4. Le 31 juillet 2014, la société Carnivar a cédé son fonds de commerce à la société Silco dont la liquidation judiciaire a été prononcée le 8 septembre 2015.
5. Le 7 décembre 2015, le liquidateur de la société Silco a notifié à la SCI la résiliation du bail.
6. Le 20 mai 2016, la SCI a assigné la société Carnivar en paiement des loyers dus jusqu'au 9 avril 2018.
Examen du moyen
Sur le moyen, pris en sa deuxième branche
Enoncé du moyen
7. La société Carnivar fait grief à l'arrêt de la condamner à payer une certaine somme à la SCI, alors « que la solidarité ne se présume pas et doit être expressément stipulée ; que l'engagement solidaire souscrit pas un preneur au paiement des loyers dus par le cessionnaire, en cas de cession du droit au bail, ne survit pas, sauf stipulation expresse contraire, à la résiliation du bail par le cessionnaire ; qu'en condamnant la société Carnivar à payer à la société [Adresse 2], en application de la clause de solidarité de paiement des « loyers », une somme de 201 600 euros correspondant notamment au montant des loyers de l'année 2016, des loyers de l'année 2017 et du loyer du 1er trimestre 2018, tout relevant par ailleurs que le bail avait, après sa cession à la société Silco et l'ouverture d'une procédure de liquidation judiciaire à son encontre, fait l'objet d'une résiliation anticipée, le 7 décembre 2015, par le liquidateur du cessionnaire, la cour d'appel, qui n'a pas tiré les conséquences légales de ses propres constatations, dont il s'évinçait que la société Silco n'étant plus redevable d'aucun « loyer » à compter de la résiliation du bail, la société Carnivar ne pouvait pas l'être davantage en l'absence d'une stipulation expresse en ce sens, a violé l'article 1202 du code civil, dans sa rédaction antérieure à celle issue de l'ordonnance du 10 février 2016. »
Réponse de la Cour
Recevabilité du moyen
8. La SCI conteste la recevabilité du moyen.
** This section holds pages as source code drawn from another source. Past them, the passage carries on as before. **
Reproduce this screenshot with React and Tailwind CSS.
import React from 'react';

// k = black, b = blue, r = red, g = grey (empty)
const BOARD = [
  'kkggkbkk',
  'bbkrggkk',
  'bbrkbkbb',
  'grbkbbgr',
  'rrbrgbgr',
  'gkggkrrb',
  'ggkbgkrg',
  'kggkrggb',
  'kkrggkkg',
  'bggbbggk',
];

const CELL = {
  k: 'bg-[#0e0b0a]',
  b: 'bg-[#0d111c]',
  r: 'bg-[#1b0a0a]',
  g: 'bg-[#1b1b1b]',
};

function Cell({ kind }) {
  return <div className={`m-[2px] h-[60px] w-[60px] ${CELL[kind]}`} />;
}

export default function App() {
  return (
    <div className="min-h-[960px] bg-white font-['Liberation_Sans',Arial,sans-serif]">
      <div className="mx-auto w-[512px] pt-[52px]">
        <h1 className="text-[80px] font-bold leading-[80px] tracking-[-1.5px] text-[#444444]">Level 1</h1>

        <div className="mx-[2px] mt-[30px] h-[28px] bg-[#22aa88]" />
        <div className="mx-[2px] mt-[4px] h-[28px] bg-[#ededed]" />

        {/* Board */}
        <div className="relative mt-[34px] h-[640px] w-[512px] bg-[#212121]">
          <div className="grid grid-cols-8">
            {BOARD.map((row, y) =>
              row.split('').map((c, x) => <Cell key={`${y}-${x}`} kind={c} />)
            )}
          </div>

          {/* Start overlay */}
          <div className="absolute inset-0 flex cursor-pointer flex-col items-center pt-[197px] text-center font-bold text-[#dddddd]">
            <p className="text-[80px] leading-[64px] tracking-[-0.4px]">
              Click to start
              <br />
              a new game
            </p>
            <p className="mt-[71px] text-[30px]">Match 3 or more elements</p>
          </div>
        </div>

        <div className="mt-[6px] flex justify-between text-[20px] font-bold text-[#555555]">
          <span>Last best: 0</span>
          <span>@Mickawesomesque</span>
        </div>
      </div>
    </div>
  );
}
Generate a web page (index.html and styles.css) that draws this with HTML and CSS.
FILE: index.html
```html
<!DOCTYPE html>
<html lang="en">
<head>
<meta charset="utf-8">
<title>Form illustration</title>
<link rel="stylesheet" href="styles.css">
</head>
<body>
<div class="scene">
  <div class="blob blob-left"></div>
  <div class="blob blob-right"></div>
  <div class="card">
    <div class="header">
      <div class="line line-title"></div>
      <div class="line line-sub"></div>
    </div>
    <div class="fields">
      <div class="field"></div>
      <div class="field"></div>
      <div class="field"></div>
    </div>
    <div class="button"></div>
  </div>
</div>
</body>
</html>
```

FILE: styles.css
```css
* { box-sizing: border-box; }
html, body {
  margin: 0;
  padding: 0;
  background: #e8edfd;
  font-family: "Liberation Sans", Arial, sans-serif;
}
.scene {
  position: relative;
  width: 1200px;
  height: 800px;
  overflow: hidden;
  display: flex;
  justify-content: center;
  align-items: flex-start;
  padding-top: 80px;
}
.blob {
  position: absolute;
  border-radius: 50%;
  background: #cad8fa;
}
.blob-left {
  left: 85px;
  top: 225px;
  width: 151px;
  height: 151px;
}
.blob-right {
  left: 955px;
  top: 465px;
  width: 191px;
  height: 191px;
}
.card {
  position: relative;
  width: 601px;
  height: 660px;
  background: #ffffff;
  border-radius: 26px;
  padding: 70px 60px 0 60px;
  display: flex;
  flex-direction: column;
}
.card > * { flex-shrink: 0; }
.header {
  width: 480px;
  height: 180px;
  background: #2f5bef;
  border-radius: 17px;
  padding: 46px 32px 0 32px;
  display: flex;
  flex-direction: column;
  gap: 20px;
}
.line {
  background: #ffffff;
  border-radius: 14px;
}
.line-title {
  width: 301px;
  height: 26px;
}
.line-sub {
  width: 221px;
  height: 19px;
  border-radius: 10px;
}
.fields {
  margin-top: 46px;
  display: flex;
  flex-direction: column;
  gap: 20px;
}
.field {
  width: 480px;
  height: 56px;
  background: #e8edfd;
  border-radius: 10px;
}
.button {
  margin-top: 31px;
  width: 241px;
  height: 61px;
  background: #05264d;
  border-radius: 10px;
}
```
Elle soutient que le grief est nouveau.
9. Cependant, la société Carnivar soutenait devant la cour d'appel que la clause de garantie solidaire était limitée au paiement des loyers, à l'exclusion de toute autre somme.
10. Le grief, qui ne se réfère à aucune considération de fait qui ne résulterait pas des énonciations de l'arrêt des juges du fond, est, par ailleurs, de pur droit.
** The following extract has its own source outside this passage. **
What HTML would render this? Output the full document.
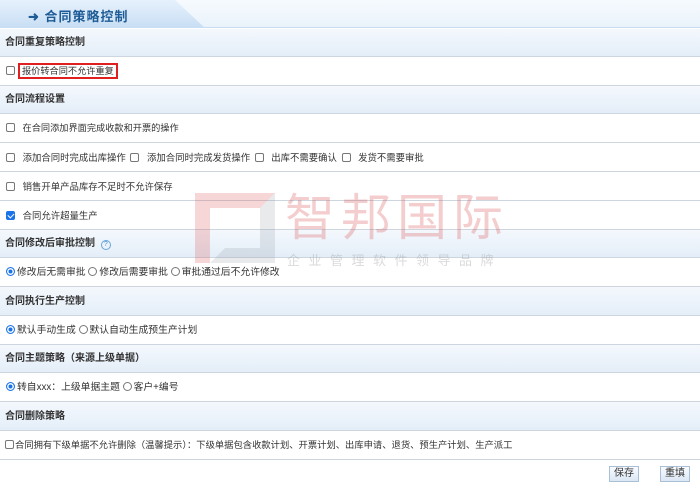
<!DOCTYPE html>
<html><head><meta charset="utf-8"><style>
*{margin:0;padding:0;box-sizing:border-box}
body{width:700px;height:489px;overflow:hidden;background:#fff;font-family:"Liberation Sans","Noto Sans CJK SC",sans-serif;font-size:10px;color:#333;position:relative}
.top{position:absolute;left:0;top:0;width:700px;height:28px;background:linear-gradient(#f6fafe,#eaf3fb);border-bottom:1px solid #c9dcef}
.tab{position:absolute;left:0;top:0;width:205px;height:28px;background:linear-gradient(#e6f1fc,#c8def4);clip-path:polygon(0 0,175px 0,190px 14px,205px 28px,0 28px)}
.tabt{position:absolute;left:28px;top:6px;font-size:13px;font-weight:bold;color:#1d5b96;letter-spacing:1px}
.h{position:absolute;left:0;width:700px;background:linear-gradient(#f4f8fd,#e4eef8);border-bottom:1px solid #cdd6df;font-weight:bold;color:#333;padding-left:5px;font-size:10px}
.r{position:absolute;left:0;width:700px;background:#fff;border-bottom:1px solid #cdd6df;padding-left:6px;font-size:9px}
.cb{display:inline-block;width:9px;height:9px;border:1px solid #777;border-radius:2px;vertical-align:-1px;margin-right:5px;background:#fff}
.ck{background:#1a73e8;border-color:#1a73e8;position:relative}
.ck:after{content:"";position:absolute;left:2px;top:0;width:3px;height:5px;border:solid #fff;border-width:0 1.5px 1.5px 0;transform:rotate(45deg)}
.rd{display:inline-block;width:9px;height:9px;border:1px solid #777;border-radius:50%;vertical-align:-1px;margin-right:2px}
.rdo{border-color:#1a73e8;box-shadow:inset 0 0 0 1.5px #fff;background:#1a73e8}
.btn{position:absolute;top:466px;height:16px;border:1px solid #a9bfd6;background:linear-gradient(#f8fbff,#dbe7f4);font-size:10px;line-height:14px;padding:0 4px;color:#333}
.wm{position:absolute;pointer-events:none}
</style></head><body>
<div class="top"><div class="tab"></div><div class="tabt">➜ 合同策略控制</div></div>

<div class="h" style="top:29px;height:28px;line-height:28px">合同重复策略控制</div>
<div class="r" style="top:57px;height:29px;line-height:28px;font-size:9.2px"><span class="cb" style="margin-right:3px"></span><span style="border:2px solid #e02020;padding:1px 2px">报价转合同不允许重复</span></div>
<div class="h" style="top:86px;height:28px;line-height:28px">合同流程设置</div>
<div class="r" style="top:114px;height:29px;line-height:29px;font-size:9.2px"><span class="cb"></span> 在合同添加界面完成收款和开票的操作</div>
<div class="r" style="top:143px;height:29px;line-height:29px;font-size:9.4px"><span class="cb"></span> 添加合同时完成出库操作 <span class="cb" style="margin-left:2px"></span> 添加合同时完成发货操作 <span class="cb" style="margin-left:2px"></span> 出库不需要确认 <span class="cb" style="margin-left:2px"></span> 发货不需要审批</div>
<div class="r" style="top:172px;height:29px;line-height:29px;font-size:9.4px"><span class="cb"></span> 销售开单产品库存不足时不允许保存</div>
<div class="r" style="top:201px;height:29px;line-height:29px;font-size:9.4px"><span class="cb ck"></span> 合同允许超量生产</div>
<div class="h" style="top:230px;height:28px;line-height:28px">合同修改后审批控制 <span style="display:inline-block;width:10px;height:10px;border:1px solid #6aa6dc;border-radius:50%;font-size:7px;line-height:8px;text-align:center;color:#4a8fd0;font-weight:normal;margin-left:3px">?</span></div>
<div class="r" style="top:258px;height:29px;line-height:29px;font-size:9.8px"><span class="rd rdo"></span>修改后无需审批 <span class="rd"></span>修改后需要审批 <span class="rd"></span>审批通过后不允许修改</div>
<div class="h" style="top:287px;height:29px;line-height:29px">合同执行生产控制</div>
<div class="r" style="top:316px;height:29px;line-height:29px;font-size:9.8px"><span class="rd rdo"></span>默认手动生成 <span class="rd"></span>默认自动生成预生产计划</div>
<div class="h" style="top:345px;height:28px;line-height:28px">合同主题策略（来源上级单据）</div>
<div class="r" style="top:373px;height:29px;line-height:29px;font-size:9.8px"><span class="rd rdo"></span>转自xxx：上级单据主题 <span class="rd"></span>客户+编号</div>
<div class="h" style="top:402px;height:29px;line-height:29px">合同删除策略</div>
<div class="r" style="top:431px;height:29px;line-height:29px;padding-left:5px;font-size:9.3px"><span class="cb" style="margin-right:1px"></span>合同拥有下级单据不允许删除（温馨提示）：下级单据包含收款计划、开票计划、出库申请、退货、预生产计划、生产派工</div>
<div class="btn" style="left:609px">保存</div>
<div class="btn" style="left:660px">重填</div>

<svg class="wm" style="left:190px;top:188px" width="90" height="80">
<polygon points="5,5 85,5 70,20 20,20 20,75 5,75" fill="rgba(220,90,90,0.25)"/>
<polygon points="85,5 85,75 20,75 35,60 70,60 70,20" fill="rgba(140,150,160,0.2)"/>
</svg>
<div class="wm" style="left:285px;top:184px;font-size:50px;color:rgba(215,80,80,0.28);letter-spacing:6px;font-family:'Noto Sans CJK SC',sans-serif;line-height:60px">智邦国际</div>
<div class="wm" style="left:287px;top:250px;font-size:13px;color:rgba(150,150,150,0.35);letter-spacing:8.5px;font-family:'Noto Sans CJK SC',sans-serif">企业管理软件领导品牌</div>
</body></html>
11. Le moyen est donc recevable.
Bien-fondé du moyen
Vu l'article 1202, alinéa 1er, du code civil, dans sa rédaction antérieure à celle issue de l'ordonnance n° 2016-131 du 10 février 2016 :
12. Aux termes de ce texte, la solidarité ne se présume point ; il faut qu'elle soit expressément stipulée.
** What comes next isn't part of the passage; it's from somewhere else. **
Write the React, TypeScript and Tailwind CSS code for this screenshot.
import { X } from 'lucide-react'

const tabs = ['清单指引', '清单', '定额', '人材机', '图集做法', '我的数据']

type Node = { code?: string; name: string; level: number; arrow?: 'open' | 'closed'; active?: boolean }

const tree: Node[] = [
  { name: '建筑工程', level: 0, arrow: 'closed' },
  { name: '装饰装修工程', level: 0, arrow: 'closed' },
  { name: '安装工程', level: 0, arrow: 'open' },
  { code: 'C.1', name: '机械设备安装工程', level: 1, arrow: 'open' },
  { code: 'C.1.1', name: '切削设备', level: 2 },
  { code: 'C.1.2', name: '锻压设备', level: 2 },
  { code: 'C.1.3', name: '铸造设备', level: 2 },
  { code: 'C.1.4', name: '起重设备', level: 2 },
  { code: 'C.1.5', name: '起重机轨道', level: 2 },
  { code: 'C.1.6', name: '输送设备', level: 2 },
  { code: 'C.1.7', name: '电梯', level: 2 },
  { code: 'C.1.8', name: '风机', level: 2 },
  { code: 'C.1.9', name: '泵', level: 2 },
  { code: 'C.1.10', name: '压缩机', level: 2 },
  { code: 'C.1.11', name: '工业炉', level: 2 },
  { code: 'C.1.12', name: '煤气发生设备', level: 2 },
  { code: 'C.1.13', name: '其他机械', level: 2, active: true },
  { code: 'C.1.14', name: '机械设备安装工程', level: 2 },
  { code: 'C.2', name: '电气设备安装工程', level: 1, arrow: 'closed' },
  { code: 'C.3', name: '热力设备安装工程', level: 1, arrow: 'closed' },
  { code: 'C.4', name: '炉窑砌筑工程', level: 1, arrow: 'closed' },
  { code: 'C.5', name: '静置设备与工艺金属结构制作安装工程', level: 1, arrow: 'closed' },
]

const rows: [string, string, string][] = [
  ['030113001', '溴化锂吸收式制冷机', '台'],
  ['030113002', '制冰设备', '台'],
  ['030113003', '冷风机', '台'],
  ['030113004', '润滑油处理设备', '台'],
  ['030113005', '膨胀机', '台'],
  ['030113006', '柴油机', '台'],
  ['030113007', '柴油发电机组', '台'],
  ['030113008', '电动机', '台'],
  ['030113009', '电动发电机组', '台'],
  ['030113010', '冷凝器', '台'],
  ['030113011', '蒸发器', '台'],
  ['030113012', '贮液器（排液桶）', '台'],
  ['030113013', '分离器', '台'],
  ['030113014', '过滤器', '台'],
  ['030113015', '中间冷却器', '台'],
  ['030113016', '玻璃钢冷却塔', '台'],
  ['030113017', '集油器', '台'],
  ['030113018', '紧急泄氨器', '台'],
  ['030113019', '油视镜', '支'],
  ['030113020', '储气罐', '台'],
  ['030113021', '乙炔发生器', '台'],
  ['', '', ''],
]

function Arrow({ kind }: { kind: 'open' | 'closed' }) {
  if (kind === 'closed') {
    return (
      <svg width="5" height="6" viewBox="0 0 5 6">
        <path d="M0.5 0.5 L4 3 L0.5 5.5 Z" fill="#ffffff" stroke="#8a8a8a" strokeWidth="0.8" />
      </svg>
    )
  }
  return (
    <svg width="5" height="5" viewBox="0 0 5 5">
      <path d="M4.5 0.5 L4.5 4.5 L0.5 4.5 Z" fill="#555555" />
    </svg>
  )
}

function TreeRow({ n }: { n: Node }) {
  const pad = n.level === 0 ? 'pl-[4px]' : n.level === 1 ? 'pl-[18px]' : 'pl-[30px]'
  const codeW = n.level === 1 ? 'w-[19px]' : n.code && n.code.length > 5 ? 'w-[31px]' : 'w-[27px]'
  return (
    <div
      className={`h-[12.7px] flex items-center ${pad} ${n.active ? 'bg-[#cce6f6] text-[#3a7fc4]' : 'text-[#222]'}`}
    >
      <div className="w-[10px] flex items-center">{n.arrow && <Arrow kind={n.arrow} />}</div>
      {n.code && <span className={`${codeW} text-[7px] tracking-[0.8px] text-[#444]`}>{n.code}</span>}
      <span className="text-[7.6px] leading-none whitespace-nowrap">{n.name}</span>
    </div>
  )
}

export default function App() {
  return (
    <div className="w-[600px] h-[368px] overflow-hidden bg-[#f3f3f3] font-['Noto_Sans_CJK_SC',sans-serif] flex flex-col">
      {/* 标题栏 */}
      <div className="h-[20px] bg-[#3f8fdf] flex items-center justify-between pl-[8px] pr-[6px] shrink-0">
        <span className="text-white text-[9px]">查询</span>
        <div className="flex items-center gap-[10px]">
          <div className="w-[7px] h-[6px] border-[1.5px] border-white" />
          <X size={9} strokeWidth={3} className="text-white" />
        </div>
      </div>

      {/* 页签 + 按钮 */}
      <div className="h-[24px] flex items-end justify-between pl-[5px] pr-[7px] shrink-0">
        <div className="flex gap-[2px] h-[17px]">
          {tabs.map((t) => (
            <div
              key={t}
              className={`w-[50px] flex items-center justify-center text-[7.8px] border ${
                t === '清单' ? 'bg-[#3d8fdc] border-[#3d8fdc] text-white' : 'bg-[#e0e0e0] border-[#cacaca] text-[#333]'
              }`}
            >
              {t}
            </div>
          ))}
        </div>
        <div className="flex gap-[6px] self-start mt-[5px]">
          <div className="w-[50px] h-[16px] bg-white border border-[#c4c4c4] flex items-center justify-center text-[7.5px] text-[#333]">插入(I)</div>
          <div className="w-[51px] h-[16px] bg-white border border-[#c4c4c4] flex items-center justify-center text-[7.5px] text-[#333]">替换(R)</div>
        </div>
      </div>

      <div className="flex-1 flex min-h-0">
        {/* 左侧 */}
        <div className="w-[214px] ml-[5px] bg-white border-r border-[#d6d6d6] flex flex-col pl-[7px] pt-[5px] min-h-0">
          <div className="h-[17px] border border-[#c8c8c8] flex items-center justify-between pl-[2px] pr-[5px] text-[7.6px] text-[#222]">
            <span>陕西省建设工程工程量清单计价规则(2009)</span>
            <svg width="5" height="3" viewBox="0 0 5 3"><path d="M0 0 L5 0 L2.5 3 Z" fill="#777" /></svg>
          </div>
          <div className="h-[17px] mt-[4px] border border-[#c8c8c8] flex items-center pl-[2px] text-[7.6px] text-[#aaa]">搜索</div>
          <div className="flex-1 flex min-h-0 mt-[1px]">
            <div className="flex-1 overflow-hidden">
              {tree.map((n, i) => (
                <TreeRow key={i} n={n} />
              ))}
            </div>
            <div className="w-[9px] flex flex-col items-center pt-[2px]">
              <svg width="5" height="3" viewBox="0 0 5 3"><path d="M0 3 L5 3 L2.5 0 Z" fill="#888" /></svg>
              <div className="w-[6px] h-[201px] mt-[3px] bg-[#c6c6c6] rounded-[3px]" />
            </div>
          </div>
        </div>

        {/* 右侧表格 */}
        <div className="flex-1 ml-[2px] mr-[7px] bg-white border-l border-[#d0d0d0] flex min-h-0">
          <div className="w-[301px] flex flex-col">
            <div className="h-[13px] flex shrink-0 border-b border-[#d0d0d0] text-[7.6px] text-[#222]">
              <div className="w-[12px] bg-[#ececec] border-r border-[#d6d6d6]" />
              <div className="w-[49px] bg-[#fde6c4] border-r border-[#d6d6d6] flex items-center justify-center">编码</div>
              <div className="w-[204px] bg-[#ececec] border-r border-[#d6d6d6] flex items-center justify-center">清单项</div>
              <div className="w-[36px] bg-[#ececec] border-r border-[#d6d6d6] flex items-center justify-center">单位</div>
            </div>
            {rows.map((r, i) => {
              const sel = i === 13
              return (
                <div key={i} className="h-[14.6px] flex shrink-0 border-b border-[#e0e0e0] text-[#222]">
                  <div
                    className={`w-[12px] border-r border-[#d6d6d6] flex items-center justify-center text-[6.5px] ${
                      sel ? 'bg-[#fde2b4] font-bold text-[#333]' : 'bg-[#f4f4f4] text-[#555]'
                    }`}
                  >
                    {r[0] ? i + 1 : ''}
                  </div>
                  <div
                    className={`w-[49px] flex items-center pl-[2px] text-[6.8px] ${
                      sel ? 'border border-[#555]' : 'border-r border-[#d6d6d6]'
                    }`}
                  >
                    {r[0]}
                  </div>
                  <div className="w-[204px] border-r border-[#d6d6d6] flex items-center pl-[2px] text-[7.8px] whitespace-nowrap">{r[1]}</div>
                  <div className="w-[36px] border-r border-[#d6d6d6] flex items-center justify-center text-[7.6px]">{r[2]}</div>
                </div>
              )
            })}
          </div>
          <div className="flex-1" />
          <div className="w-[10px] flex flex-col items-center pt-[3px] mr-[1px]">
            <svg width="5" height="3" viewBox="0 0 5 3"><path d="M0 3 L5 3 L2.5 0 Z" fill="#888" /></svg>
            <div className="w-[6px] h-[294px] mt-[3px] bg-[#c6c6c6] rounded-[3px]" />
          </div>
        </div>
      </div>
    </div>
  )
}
13. Pour condamner la société Carnivar au paiement d'une certaine somme au titre des loyers dus jusqu'au 9 avril 2018, l'arrêt retient que le renouvellement du bail n'a pas fait disparaître l'obligation de garantie à laquelle la société Carnivar est soumise en application du bail, et ce malgré la cession du fonds de commerce.
14. En statuant ainsi, alors que, en l'absence de stipulation expresse contraire, la solidarité ne peut s'appliquer qu'aux loyers impayés à la date de la résiliation du bail, la cour d'appel, qui n'a pas tiré les conséquences légales de ses constatations selon lesquelles le bail avait, le 7 décembre 2015, été résilié par le liquidateur de la société Silco, a violé le texte susvisé.
PAR CES MOTIFS, et sans qu'il y ait lieu de statuer sur les autres griefs, la Cour :
CASSE ET ANNULE, mais seulement en ce qu'il condamne la société Carnivar à payer à la société civile immobilière [Adresse 2] la somme de 201 600 euros, l'arrêt rendu le 10 juin 2021, entre les parties, par la cour d'appel d'Aix-en-Provence ;
Remet, sur ces points, l'affaire et les parties dans l'état où elles se trouvaient avant cet arrêt et les renvoie devant la cour d'appel d'Aix-en-Provence autrement composée.